El concierto de Vladímir Jurowski en el Palau de les Arts trascendía el mero acontecimiento musical debido a la situación que atraviesa la ópera valenciana. Está vacante el puesto de titular de la orquesta desde finales de 2013. Se ha marchado Zubin Mehta, ha desaparecido el festival del Mediterrani, ha habido un ERE que no afectó a la orquesta pero sí al resto del personal, y ha sido destituida la intendente. Por todo ello. el reciente nombramiento de Davide Livermore como director artístico no ha bastado para despejar la sensación de inestabilidad que se ciernen sobre la institución. La orquesta, fruto de una exigente selección por parte del que fue su primer director, Lorin Maazel, ha visto reducida su plantilla inicial en unos 30 músicos, desalentados ante el incierto proyecto del recinto y la desaparición de las batutas de altísimo nivel que habían acompañado toda su trayectoria (Lorin Maazel y Zubin Mehta). Este mes se han convocado 14 plazas, cuya adjudicación hace todavía más perentoria la necesidad de contar con un director titular que participe en la selección. Hay una queja extendida entre los músicos respecto al secretismo con que se barajan las diferentes alternativas al podio, secretismo que se hizo ya presente con Helga Smith y que, al parecer, continúa con Livermore. Todo son rumores: los valencianos Gimeno y Bernácer, el coreano Myung-Wung Chung, el ruso Jurowski, etc, rumores muchas veces seguidos de inmediatos desmentidos.
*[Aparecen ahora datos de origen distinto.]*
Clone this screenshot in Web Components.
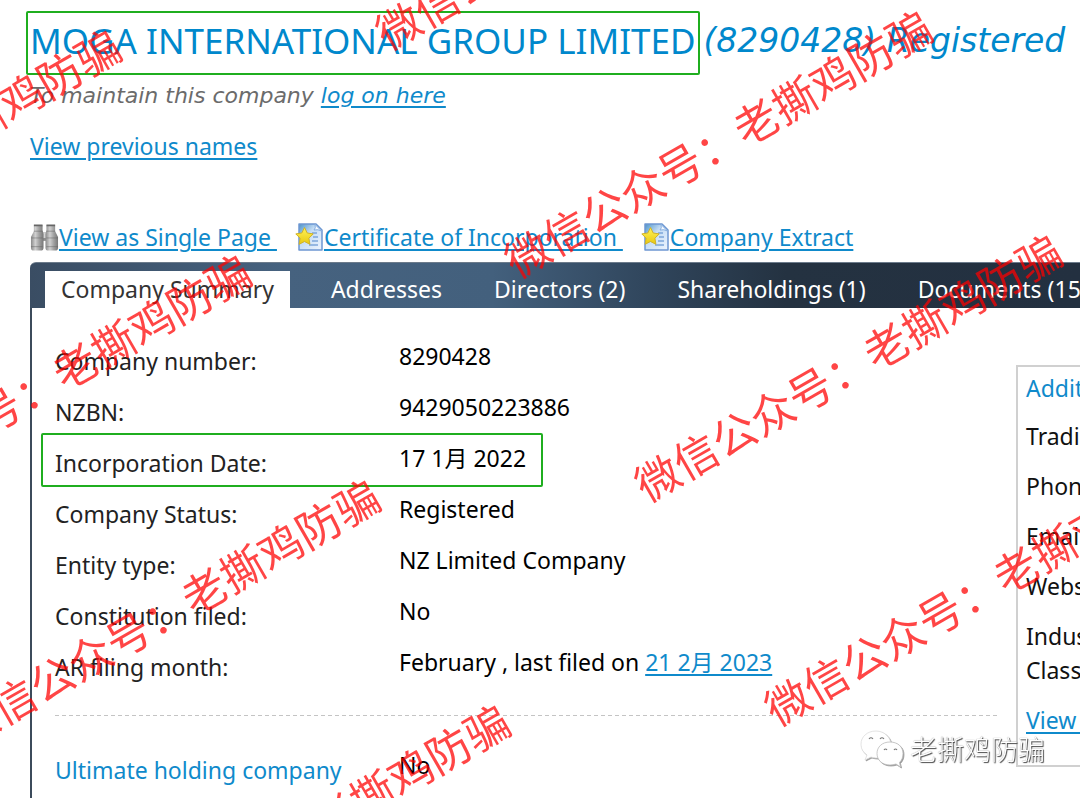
<!DOCTYPE html>
<html lang="en">
<head>
<meta charset="utf-8">
<meta name="viewport" content="width=device-width, initial-scale=1">
<title>MOGA INTERNATIONAL GROUP LIMITED</title>
<style>
  html, body { margin: 0; height: 100%; overflow: hidden; background: #fff; }
  body { font-family: "Noto Sans", "Noto Sans CJK SC", sans-serif; font-size: 23px; line-height: 34px; color: #1a1a1a; }
</style>
</head>
<body>
<register-page></register-page>

<script>
const define = (name, html) => {
  const t = document.createElement('template');
  t.innerHTML = html;
  customElements.define(name, class extends HTMLElement {
    constructor() {
      super();
      this.attachShadow({ mode: 'open' }).appendChild(t.content.cloneNode(true));
    }
  });
};

define('text-link', `
  <style>
    :host { display: inline; }
    a { color: #0f8acb; text-decoration: underline; text-decoration-thickness: 2px; text-underline-offset: 3px; white-space: pre; }
  </style>
  <a href="#"><slot></slot></a>`);

define('company-header', `
  <style>
    :host { display: block; padding: 11px 0 0 26px; white-space: nowrap; }
    h1 { display: flex; align-items: center; gap: 4px; margin: 0; font-size: 35px; line-height: 56px; font-weight: 400; color: #0088cc; }
    .name { border: 2px solid #1fae1f; border-radius: 2px; padding: 0 2px 4px; }
    em { padding-bottom: 4px; font-family: "DejaVu Sans", sans-serif; font-size: 33px; }
    p { margin: 4px 0 0 4px; color: #6b6b6b; }
    .hint { font-family: "DejaVu Sans", sans-serif; font-size: 22px; font-style: italic; }
    .previous { margin-top: 16px; }
  </style>
  <h1><span class="name"><slot name="name"></slot></span><em><slot name="status"></slot></em></h1>
  <p class="hint">To maintain this company <text-link>log on here</text-link></p>
  <p class="previous"><text-link>View previous names</text-link></p>`);

define('binoculars-icon', `
  <style>:host { display: block; } svg { display: block; }</style>
  <svg width="29" height="28" viewBox="0 0 30 28" aria-hidden="true">
    <defs><linearGradient id="g"><stop offset="0" stop-color="#8a8a8a"/><stop offset=".35" stop-color="#d0d0d0"/><stop offset=".65" stop-color="#a2a2a2"/><stop offset="1" stop-color="#777"/></linearGradient></defs>
    <path d="M11 9h8v9h-8z" fill="#8d8d8d"/>
    <path d="M13.500 9h3v6h-3z" fill="#d6d6d6"/>
    <path d="M4 2h9v5l1 4v14q0 3-3 3H4q-3 0-3-3V14l3-6z" fill="url(#g)"/>
    <path d="M17 2h9v6l3 6v11q0 3-3 3h-7q-3 0-3-3V11l1-4z" fill="url(#g)"/>
    <path d="M4 8h9M17 8h9M1.500 15H13M17 15h12M1 24h12M17 24h12" stroke="#5f5f5f" stroke-opacity=".5" fill="none"/>
    <path d="M4 2h9M17 2h9" stroke="#666" stroke-width="2"/>
  </svg>`);

define('certificate-icon', `
  <style>:host { display: block; } svg { display: block; }</style>
  <svg width="29" height="28" viewBox="0 0 29 28" aria-hidden="true">
    <defs>
      <linearGradient id="p" x2="1" y2="1"><stop offset="0" stop-color="#4c94c8"/><stop offset=".4" stop-color="#c4dcf5"/><stop offset="1" stop-color="#eef5ff"/></linearGradient>
      <linearGradient id="s" x2="0" y2="1"><stop offset="0" stop-color="#fff35a"/><stop offset="1" stop-color="#e8c80f"/></linearGradient>
    </defs>
    <path d="M4 1h17l6 6v20H4z" fill="url(#p)" stroke="#6d97d2" stroke-width="1.500" stroke-linejoin="round"/>
    <path d="M20 1.500q1 4-1 5.500 4-1 7.500 1z" fill="#f4f9ff" stroke="#87afe0"/>
    <path d="M17 10h5M18 14h5M17 18h6M14 22h9" stroke="#7ea6da" stroke-width="1.600"/>
    <path d="M9.500 4.500l2.700 5.500 6 .9-4.300 4.300 1 6.100-5.400-2.800-5.400 2.800 1-6.100L.8 10.900l6-.9z" fill="url(#s)" stroke="#d0b228" stroke-linejoin="round"/>
  </svg>`);

define('action-bar', `
  <style>
    :host { display: flex; align-items: center; gap: 18px; margin: 57px 0 0 30px; white-space: nowrap; }
    span { display: flex; align-items: center; }
  </style>
  <span><binoculars-icon></binoculars-icon><text-link>View as Single Page </text-link></span>
  <span><certificate-icon></certificate-icon><text-link>Certificate of Incorporation </text-link></span>
  <span><certificate-icon></certificate-icon><text-link>Company Extract</text-link></span>`);

define('tab-bar', `
  <style>
    :host { display: block; box-sizing: border-box; height: 46px; padding: 8px 0 0 15px; border-top: 1px solid #6c7b8b; border-radius: 6px 0 0 0;
      background: linear-gradient(90deg, #3a4d63 0, #46627f 24%, #43607d 44%, #2f445a 60%, #243241 72%, #233040 100%); }
    nav { display: flex; align-items: stretch; white-space: nowrap; }
    a { padding: 0 26px; line-height: 36px; padding-bottom: 1px; color: #fff; text-decoration: none; }
    a.active { margin-right: 15px; padding: 0 16px 1px; background: #fff; color: #333; }
  </style>
  <nav>
    <a class="active" href="#summary" aria-current="page">Company Summary</a>
    <a href="#addresses">Addresses</a>
    <a href="#directors">Directors (2)</a>
    <a href="#shareholdings">Shareholdings (1)</a>
    <a href="#documents">Documents (15)</a>
  </nav>`);

define('detail-row', `
  <style>
    :host { display: grid; grid-template-columns: 344px 1fr; position: relative; line-height: 51px; white-space: nowrap; }
    .label { padding-top: 10px; line-height: 41px; color: #222; }
    .value { color: #000; }
    :host([heading]) .label { color: #0f8acb; }
    :host([marked])::after { content: ""; position: absolute; box-sizing: border-box; left: -14px; top: 0; width: 502px; height: 54px; border: 2px solid #1fae1f; border-radius: 2px; }
  </style>
  <div class="label"><slot name="label"></slot></div>
  <div class="value"><slot></slot></div>`);

define('side-panel', `
  <style>
    :host { display: block; flex: 0 0 64px; box-sizing: border-box; border: 2px solid #d0d0d0; border-right: 0; overflow: hidden; white-space: nowrap; padding: 4px 0 28px 8px; color: #111; }
    h2 { margin: 0; font: inherit; color: #0f8acb; }
    p { margin: 16px 0 0; }
    h2 + p { margin-top: 14px; }
  </style>
  <h2>Additional</h2>
  <p>Trading</p><p>Phone</p><p>Email</p><p>Website</p>
  <p>Industry<br>Classification</p>
  <p><text-link>View all</text-link></p>`);

define('summary-panel', `
  <style>
    :host { display: flex; align-items: flex-start; gap: 16px; box-sizing: border-box; border-left: 2px solid #3c4b5b; padding: 23px 0 60px 23px; }
    section { flex: 1; min-width: 0; }
    hr { margin: 27px 0 24px; border: 0; height: 1px; background: repeating-linear-gradient(90deg, #c4c4c4 0 4px, transparent 4px 7px); }
    side-panel { margin-top: 34px; }
  </style>
  <section>
    <detail-row><span slot="label">Company number:</span>8290428</detail-row>
    <detail-row><span slot="label">NZBN:</span>9429050223886</detail-row>
    <detail-row marked><span slot="label">Incorporation Date:</span>17 1月 2022</detail-row>
    <detail-row><span slot="label">Company Status:</span>Registered</detail-row>
    <detail-row><span slot="label">Entity type:</span>NZ Limited Company</detail-row>
    <detail-row><span slot="label">Constitution filed:</span>No</detail-row>
    <detail-row><span slot="label">AR filing month:</span>February , last filed on <text-link>21 2月 2023</text-link></detail-row>
    <hr>
    <detail-row heading><span slot="label">Ultimate holding company</span>No</detail-row>
  </section>
  <side-panel></side-panel>`);

/* Diagonal stamps scattered over the page; each is centred on its own point. */
customElements.define('stamp-layer', class extends HTMLElement {
  constructor() {
    super();
    const points = [[-94, 161], [36, 386], [165, 611], [295, 836], [588, -86], [717, 142], [847, 366], [977, 590]];
    this.attachShadow({ mode: 'open' }).innerHTML = `
      <style>
        :host { display: block; position: fixed; inset: 0; overflow: hidden; pointer-events: none; }
        span { position: absolute; transform: translate(-50%, -50%) rotate(-30deg); font: 44px/60px "Noto Sans CJK SC", sans-serif; color: rgba(255, 0, 0, .73); white-space: nowrap; }
      </style>
      ${points.map(([x, y]) => `<span lang="zh-CN" style="left:${x}px;top:${y}px">微信公众号：老撕鸡防骗</span>`).join('')}`;
  }
});

define('account-badge', `
  <style>
    :host { display: flex; align-items: center; gap: 6px; position: fixed; right: 35px; bottom: 29px; font: 27px/40px "Noto Sans CJK SC", sans-serif; font-weight: 300; color: #fff; text-shadow: 1px 1px 1px #444, 0 0 1px #888; white-space: nowrap; }
    svg { filter: drop-shadow(1px 1px 0 #999); }
  </style>
  <svg width="44" height="38" viewBox="0 0 44 38" aria-hidden="true">
    <path d="M16 1C7 1 1 7 1 14c0 5 2 8 6 11l-2 5 6-3c2 .7 4 1 7 1 8 0 13-6 13-13S25 1 16 1z" fill="#fff" stroke="#ddd" stroke-width=".8"/>
    <path d="M30 12c-8 0-13 5-13 11.500S22 35 30 35c2 0 4-.3 6-1l4.500 3-1-4.500C42 30 43 27 43 23.500 43 17 38 12 30 12z" fill="#fff" stroke="#bbb" stroke-width=".8"/>
    <path d="M9 9q2-2.500 4 0M20 9q2-2.500 4 0M24 20q1.500-2 3 0M34 20q1.500-2 3 0" fill="none" stroke="#777" stroke-width="1.200"/>
  </svg>
  <span lang="zh-CN">老撕鸡防骗</span>`);

define('register-page', `
  <style>
    :host { display: block; height: 100%; overflow: hidden; }
    main { margin-left: 30px; margin-top: 8px; }
  </style>
  <company-header>
    <span slot="name">MOGA INTERNATIONAL GROUP LIMITED</span>
    <span slot="status">(8290428) Registered</span>
  </company-header>
  <action-bar></action-bar>
  <main>
    <tab-bar></tab-bar>
    <summary-panel></summary-panel>
  </main>
  <stamp-layer></stamp-layer>
  <account-badge></account-badge>`);
</script>
</body>
</html>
En este contexto la visita de Vladímir Jurowski, que fue mencionado en algún medio como el candidato más probable para dirigir la orquesta, cobró gran interés a pesar del desmentido que hubo al respecto. Desmentido o no, los aplausos del público y, más significativos y calurosos aún, los de los miembros de la formación valenciana, no se referían sólo a lo escuchado el sábado, sino que parecían expresar un placet indudable respecto a la conversión de Jurowski en su director titular.
No es de extrañar. El ruso tiene 42 años, pero cuenta con un brillante currículo y una amplia experiencia en el foso. Pero, además, su forma de dirigir cautiva no sólo por el resultado artístico -que es alto- sino por toda una serie de habilidades que facilitan sobremanera el trabajo de los músicos: marca con claridad meridiana, indica a todo el mundo las entradas, ajusta perfectamente las secciones, equilibra las sonoridades, controla la dinámica, tiene un sentido innato del ritmo y sabe utilizar el colorido orquestal. Todo esto, que debería ser condición sine qua non para cualquier batuta que se precie, escasea, sin embargo, demasiadas veces. En el caso de Jurowski, quizás el ser hijo y hermano de directores de orquesta le ha ayudado a practicar de oficio esas tareas básicas sin las cuales las llamadas “grandes versiones” son altamente improbables. El programa interpretado, por otra parte, permitió calibrar también su talento en aspectos de mayor hondura. La claridad conceptual y la capacidad para transmitirla se hizo patente tanto en el preludio de Jovánschina como en el tremendo Concierto para violín núm. 2 de Shostakóvich, donde la parte solista, dificilísima, corrió a cargo de Kolja Blacher, quien la sirvió con tanta profundidad como escasos aspavientos. Jurowski le dio el acompañamiento que corresponde, tenso sin alborotos, un punto áspero, contenido, sincero. El programa, ruso en su totalidad, se completó con una selección de Cenicienta de Prokófiev. Parece ocioso decir, pero es preciso decirlo, que ni la batuta ni los instrumentistas olvidaron que estaban ante una música concebida para el ballet, y como tal la tocaron, con la gracia y el impulso que permitirían danzarla en plenitud. No se obviaron tampoco los detalles más descriptivos de la historia, desgranando brillantes solos instrumentales que se alternaban con momentos de intensa delicadeza. Un músico explicaba que, desde los ensayos, se había establecido con el director moscovita una perfecta conexión.
La orquesta, pues, pareció disfrutar con todo el programa, y tocó como en sus mejores tiempos. El público también aplaudió a rabiar. Lástima que lo de Jurowski haya sido sólo una ilusión. Aunque, en este país de secretos y conspiraciones sin fin ¿quién sabe?